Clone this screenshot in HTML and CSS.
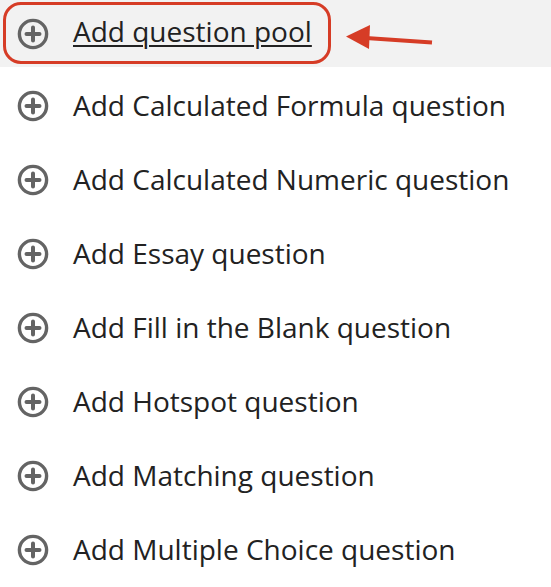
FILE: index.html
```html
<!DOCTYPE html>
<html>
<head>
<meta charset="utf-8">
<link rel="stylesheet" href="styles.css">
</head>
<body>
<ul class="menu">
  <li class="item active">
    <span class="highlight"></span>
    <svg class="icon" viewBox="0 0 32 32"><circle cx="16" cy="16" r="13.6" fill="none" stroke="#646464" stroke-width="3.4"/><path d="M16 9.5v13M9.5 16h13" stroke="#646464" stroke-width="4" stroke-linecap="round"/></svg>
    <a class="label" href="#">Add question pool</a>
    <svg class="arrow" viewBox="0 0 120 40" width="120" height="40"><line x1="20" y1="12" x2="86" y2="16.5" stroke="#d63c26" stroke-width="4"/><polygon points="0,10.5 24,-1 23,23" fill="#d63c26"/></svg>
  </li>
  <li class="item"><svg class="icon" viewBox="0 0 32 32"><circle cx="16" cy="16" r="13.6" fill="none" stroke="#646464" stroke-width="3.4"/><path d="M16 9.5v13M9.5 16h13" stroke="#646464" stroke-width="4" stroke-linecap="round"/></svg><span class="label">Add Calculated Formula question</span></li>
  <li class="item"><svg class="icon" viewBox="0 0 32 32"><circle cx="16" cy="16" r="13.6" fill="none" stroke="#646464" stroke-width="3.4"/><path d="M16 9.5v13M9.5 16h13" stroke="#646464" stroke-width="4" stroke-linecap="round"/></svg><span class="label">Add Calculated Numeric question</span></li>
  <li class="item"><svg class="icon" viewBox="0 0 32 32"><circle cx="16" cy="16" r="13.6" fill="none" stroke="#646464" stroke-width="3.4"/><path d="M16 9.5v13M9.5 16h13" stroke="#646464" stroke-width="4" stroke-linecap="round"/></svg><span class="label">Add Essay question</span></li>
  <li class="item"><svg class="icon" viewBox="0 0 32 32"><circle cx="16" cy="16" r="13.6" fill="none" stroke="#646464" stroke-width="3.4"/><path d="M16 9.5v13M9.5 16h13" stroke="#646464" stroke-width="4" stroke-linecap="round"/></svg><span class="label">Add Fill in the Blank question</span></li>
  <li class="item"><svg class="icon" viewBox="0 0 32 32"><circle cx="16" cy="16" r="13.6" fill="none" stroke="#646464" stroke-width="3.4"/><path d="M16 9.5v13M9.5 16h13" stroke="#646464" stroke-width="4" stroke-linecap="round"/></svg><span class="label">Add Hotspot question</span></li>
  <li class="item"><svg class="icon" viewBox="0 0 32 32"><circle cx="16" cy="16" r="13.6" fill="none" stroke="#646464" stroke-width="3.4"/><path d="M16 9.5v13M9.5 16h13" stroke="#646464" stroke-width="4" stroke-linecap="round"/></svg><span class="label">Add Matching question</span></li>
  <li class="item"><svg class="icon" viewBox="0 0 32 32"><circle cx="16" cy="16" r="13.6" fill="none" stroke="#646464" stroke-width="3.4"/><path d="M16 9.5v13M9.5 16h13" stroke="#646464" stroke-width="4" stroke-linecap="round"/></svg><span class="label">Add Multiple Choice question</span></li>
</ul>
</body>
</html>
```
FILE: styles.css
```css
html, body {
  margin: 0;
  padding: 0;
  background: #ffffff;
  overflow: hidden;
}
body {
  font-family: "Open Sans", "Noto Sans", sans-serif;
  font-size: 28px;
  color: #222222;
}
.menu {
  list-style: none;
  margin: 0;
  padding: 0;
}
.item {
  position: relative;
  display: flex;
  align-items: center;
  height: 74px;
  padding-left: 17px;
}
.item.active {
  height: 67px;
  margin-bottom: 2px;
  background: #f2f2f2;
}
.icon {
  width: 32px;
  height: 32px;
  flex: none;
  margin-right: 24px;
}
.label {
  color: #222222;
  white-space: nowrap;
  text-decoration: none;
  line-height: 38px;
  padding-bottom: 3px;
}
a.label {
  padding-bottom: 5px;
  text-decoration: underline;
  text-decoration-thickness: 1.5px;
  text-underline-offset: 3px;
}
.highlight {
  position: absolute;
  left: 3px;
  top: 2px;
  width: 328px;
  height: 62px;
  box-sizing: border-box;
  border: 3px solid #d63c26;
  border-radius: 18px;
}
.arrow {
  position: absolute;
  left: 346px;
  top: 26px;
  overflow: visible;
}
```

> OBJECTIVE: Your task is to repeat the data above exactly while excluding the pictures.

> OUTPUT FOR THIS TASK:
Clone this screenshot in HTML and CSS.
FILE: index.html
```html
<!DOCTYPE html>
<html>
<head>
<meta charset="utf-8">
<link rel="stylesheet" href="styles.css">
</head>
<body>
<ul class="menu">
  <li class="item active">
    <span class="highlight"></span>
    <svg class="icon" viewBox="0 0 32 32"><circle cx="16" cy="16" r="13.6" fill="none" stroke="#646464" stroke-width="3.4"/><path d="M16 9.5v13M9.5 16h13" stroke="#646464" stroke-width="4" stroke-linecap="round"/></svg>
    <a class="label" href="#">Add question pool</a>
    <svg class="arrow" viewBox="0 0 120 40" width="120" height="40"><line x1="20" y1="12" x2="86" y2="16.5" stroke="#d63c26" stroke-width="4"/><polygon points="0,10.5 24,-1 23,23" fill="#d63c26"/></svg>
  </li>
  <li class="item"><svg class="icon" viewBox="0 0 32 32"><circle cx="16" cy="16" r="13.6" fill="none" stroke="#646464" stroke-width="3.4"/><path d="M16 9.5v13M9.5 16h13" stroke="#646464" stroke-width="4" stroke-linecap="round"/></svg><span class="label">Add Calculated Formula question</span></li>
  <li class="item"><svg class="icon" viewBox="0 0 32 32"><circle cx="16" cy="16" r="13.6" fill="none" stroke="#646464" stroke-width="3.4"/><path d="M16 9.5v13M9.5 16h13" stroke="#646464" stroke-width="4" stroke-linecap="round"/></svg><span class="label">Add Calculated Numeric question</span></li>
  <li class="item"><svg class="icon" viewBox="0 0 32 32"><circle cx="16" cy="16" r="13.6" fill="none" stroke="#646464" stroke-width="3.4"/><path d="M16 9.5v13M9.5 16h13" stroke="#646464" stroke-width="4" stroke-linecap="round"/></svg><span class="label">Add Essay question</span></li>
  <li class="item"><svg class="icon" viewBox="0 0 32 32"><circle cx="16" cy="16" r="13.6" fill="none" stroke="#646464" stroke-width="3.4"/><path d="M16 9.5v13M9.5 16h13" stroke="#646464" stroke-width="4" stroke-linecap="round"/></svg><span class="label">Add Fill in the Blank question</span></li>
  <li class="item"><svg class="icon" viewBox="0 0 32 32"><circle cx="16" cy="16" r="13.6" fill="none" stroke="#646464" stroke-width="3.4"/><path d="M16 9.5v13M9.5 16h13" stroke="#646464" stroke-width="4" stroke-linecap="round"/></svg><span class="label">Add Hotspot question</span></li>
  <li class="item"><svg class="icon" viewBox="0 0 32 32"><circle cx="16" cy="16" r="13.6" fill="none" stroke="#646464" stroke-width="3.4"/><path d="M16 9.5v13M9.5 16h13" stroke="#646464" stroke-width="4" stroke-linecap="round"/></svg><span class="label">Add Matching question</span></li>
  <li class="item"><svg class="icon" viewBox="0 0 32 32"><circle cx="16" cy="16" r="13.6" fill="none" stroke="#646464" stroke-width="3.4"/><path d="M16 9.5v13M9.5 16h13" stroke="#646464" stroke-width="4" stroke-linecap="round"/></svg><span class="label">Add Multiple Choice question</span></li>
</ul>
</body>
</html>
```
FILE: styles.css
```css
html, body {
  margin: 0;
  padding: 0;
  background: #ffffff;
  overflow: hidden;
}
body {
  font-family: "Open Sans", "Noto Sans", sans-serif;
  font-size: 28px;
  color: #222222;
}
.menu {
  list-style: none;
  margin: 0;
  padding: 0;
}
.item {
  position: relative;
  display: flex;
  align-items: center;
  height: 74px;
  padding-left: 17px;
}
.item.active {
  height: 67px;
  margin-bottom: 2px;
  background: #f2f2f2;
}
.icon {
  width: 32px;
  height: 32px;
  flex: none;
  margin-right: 24px;
}
.label {
  color: #222222;
  white-space: nowrap;
  text-decoration: none;
  line-height: 38px;
  padding-bottom: 3px;
}
a.label {
  padding-bottom: 5px;
  text-decoration: underline;
  text-decoration-thickness: 1.5px;
  text-underline-offset: 3px;
}
.highlight {
  position: absolute;
  left: 3px;
  top: 2px;
  width: 328px;
  height: 62px;
  box-sizing: border-box;
  border: 3px solid #d63c26;
  border-radius: 18px;
}
.arrow {
  position: absolute;
  left: 346px;
  top: 26px;
  overflow: visible;
}
```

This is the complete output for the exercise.